パジャジャラン大学のテウカ氏は、中国共産党に対する懸念から、人民解放軍のスーパーガルーダ・シールドへの参加は不可能だと述べた。中国と東南アジア諸国との間で続く海洋領土問題や、「自由で開かれたインド太平洋」を維持することの重要性などの問題が、協力の障壁となっていた。 

スーパー・ガルーダ・シールド2022を視察するインドネシア国軍のアンディカ・ペルカサ将軍(左)と米国インド太平洋軍司令官ジョン・C・アキリーノ大将(Adm. John C. Aquilino)(右)。AP通信

中国は依然としてインドネシア最大の貿易相手国だが、経済パターンの変化により、この地域の経済大国に対するインドネシアの依存度は低下していると考えられる。東南アジア最大の国、そして世界第4位の人口を誇るインドネシアの地位は、特にインド太平洋において、独自のプレーヤーとなることが十分に可能であることを意味する。例えば、オーストラリアの対中強硬路線やインドネシア政府のオーストラリア政府との関係強化は、地域の重要な動きと見なされている。

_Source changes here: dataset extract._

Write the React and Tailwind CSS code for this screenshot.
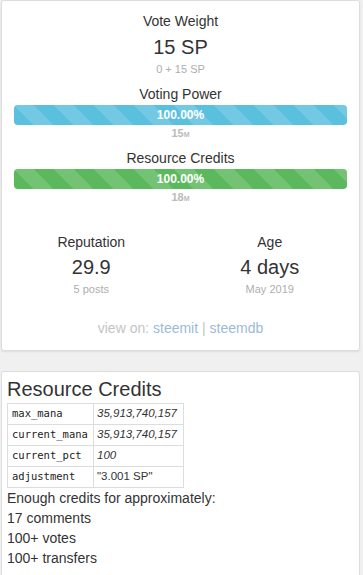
const stripes =
  'bg-[linear-gradient(45deg,rgba(255,255,255,.15)_25%,transparent_25%,transparent_50%,rgba(255,255,255,.15)_50%,rgba(255,255,255,.15)_75%,transparent_75%,transparent)] bg-[length:40px_40px]'

function Bar({ color }) {
  return (
    <div className="mx-3 h-5 rounded overflow-hidden bg-[#f5f5f5] shadow-[inset_0_1px_2px_rgba(0,0,0,.1)]">
      <div className={`h-full w-full ${color} ${stripes} text-white text-[12px] leading-5 font-bold text-center`}>
        100.00%
      </div>
    </div>
  )
}

function Mana({ value }) {
  return (
    <div className="text-[11px] leading-4 font-bold text-[#bbb] text-center">
      {value}
      <span className="text-[7px]">M</span>
    </div>
  )
}

const rows = [
  ['max_mana', '35,913,740,157', true],
  ['current_mana', '35,913,740,157', true],
  ['current_pct', '100', true],
  ['adjustment', '"3.001 SP"', false],
]

export default function App() {
  return (
    <div className="min-h-[575px] bg-[#f0f0f0] font-['Liberation_Sans',Arial,sans-serif] text-[#333]">
      {/* account summary */}
      <div className="ml-px w-[359px] h-[351px] bg-white border border-[#ddd] rounded-[3px] shadow-[0_1px_2px_rgba(0,0,0,.08)] pt-[10px]">
        <div className="text-center text-[14px] leading-5">Vote Weight</div>
        <div className="text-center text-[20px] leading-7 mt-[2px]">15 SP</div>
        <div className="text-center text-[11px] leading-4 text-[#aeaeae]">0 + 15 SP</div>

        <div className="text-center text-[14px] leading-5 mt-[7px]">Voting Power</div>
        <div className="mt-px">
          <Bar color="bg-[#5bc0de]" />
        </div>
        <Mana value="15" />

        <div className="text-center text-[14px] leading-5 mt-[5px]">Resource Credits</div>
        <div className="mt-px">
          <Bar color="bg-[#5cb85c]" />
        </div>
        <Mana value="18" />

        <div className="grid grid-cols-2 mt-[25px] text-center">
          <div>
            <div className="text-[14px] leading-5">Reputation</div>
            <div className="text-[20px] leading-7 mt-px">29.9</div>
            <div className="text-[11px] leading-4 text-[#aeaeae]">5 posts</div>
          </div>
          <div>
            <div className="text-[14px] leading-5">Age</div>
            <div className="text-[20px] leading-7 mt-px">4 days</div>
            <div className="text-[11px] leading-4 text-[#aeaeae]">May 2019</div>
          </div>
        </div>

        <div className="text-center text-[14px] leading-5 mt-[21px] text-[#c4c4c4]">
          view on: <span className="text-[#9bbbd6]">steemit</span> | <span className="text-[#9bbbd6]">steemdb</span>
        </div>
      </div>

      {/* resource credits detail */}
      <div className="ml-px mt-[20px] w-[359px] h-[210px] bg-white border border-[#ddd] border-b-0 rounded-t-[3px] pt-[5px] px-[5px]">
        <div className="text-[20px] leading-6">Resource Credits</div>
        <table className="mt-[2px] border-collapse border border-[#ddd]">
          <tbody>
            {rows.map(([k, v, it]) => (
              <tr key={k} className="h-[21px]">
                <td className="border border-[#ddd] w-[86px] px-[4px] font-['DejaVu_Sans_Mono',monospace] text-[10.5px] text-[#222]">
                  {k}
                </td>
                <td className={`border border-[#ddd] w-[90px] px-[3px] text-[11.5px] ${it ? 'italic' : ''}`}>{v}</td>
              </tr>
            ))}
          </tbody>
        </table>
        <div className="text-[14px] leading-5">Enough credits for approximately:</div>
        <div className="text-[14px] leading-5">17 comments</div>
        <div className="text-[14px] leading-5">100+ votes</div>
        <div className="text-[14px] leading-5">100+ transfers</div>
      </div>
    </div>
  )
}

スーパーガルーダ・シールドの他の参加国と同様に、インドネシアも同盟国や提携国とより緊密に連携し、地域及びより広範な安全保障を育んでいることを示す兆候は他にもある。インドネシアのジョコ・ウィドド大統領は、2022年7月に東京を公式訪問した際、日本の演習参加を重要視したと伝えられているほか、バトゥラジャでの演習開始直前に日本の岩本剛人防衛政務官がジャカルタで関係者と会談している。

パートナーシップの強化

過去数十年間と同様、米国は今後も地域の安全保障と安定に重要な役割を果たすだろう。スーパー・ガルーダ・シールドの参加国のほとんどが米国の同盟国や提携国であり、インドネシア国軍は今でも米国の身近なパートナーとして認識されていると、インドネシア国軍の元戦略情報局長のソレマン・ポントー(Soleman Pontoh)氏はFORUMに語っている。 

しかし、スーパーガルーダ・シールドは、インドネシアの主権に対する地域の脅威に対処するための単なる手段ではないことが証明された。この演習は、地域の安全保障パートナーシップの本質を明らかにしたが、スーパーガルーダ・シールドは、多くの面で地理的条件を超越したものとなった。地上レベルでは、インドネシアと米国をはじめとするインド太平洋諸国の間で、個人的・文化的な関係を築くための舞台を提供した。  

スーパー・ガルーダ・シールドでは、参加国が志を同じくする同盟国や提携国との信頼関係や、将来の真の軍事的関係の強固な基盤となる異文化間の共通理解について、より深い認識を得ることができた。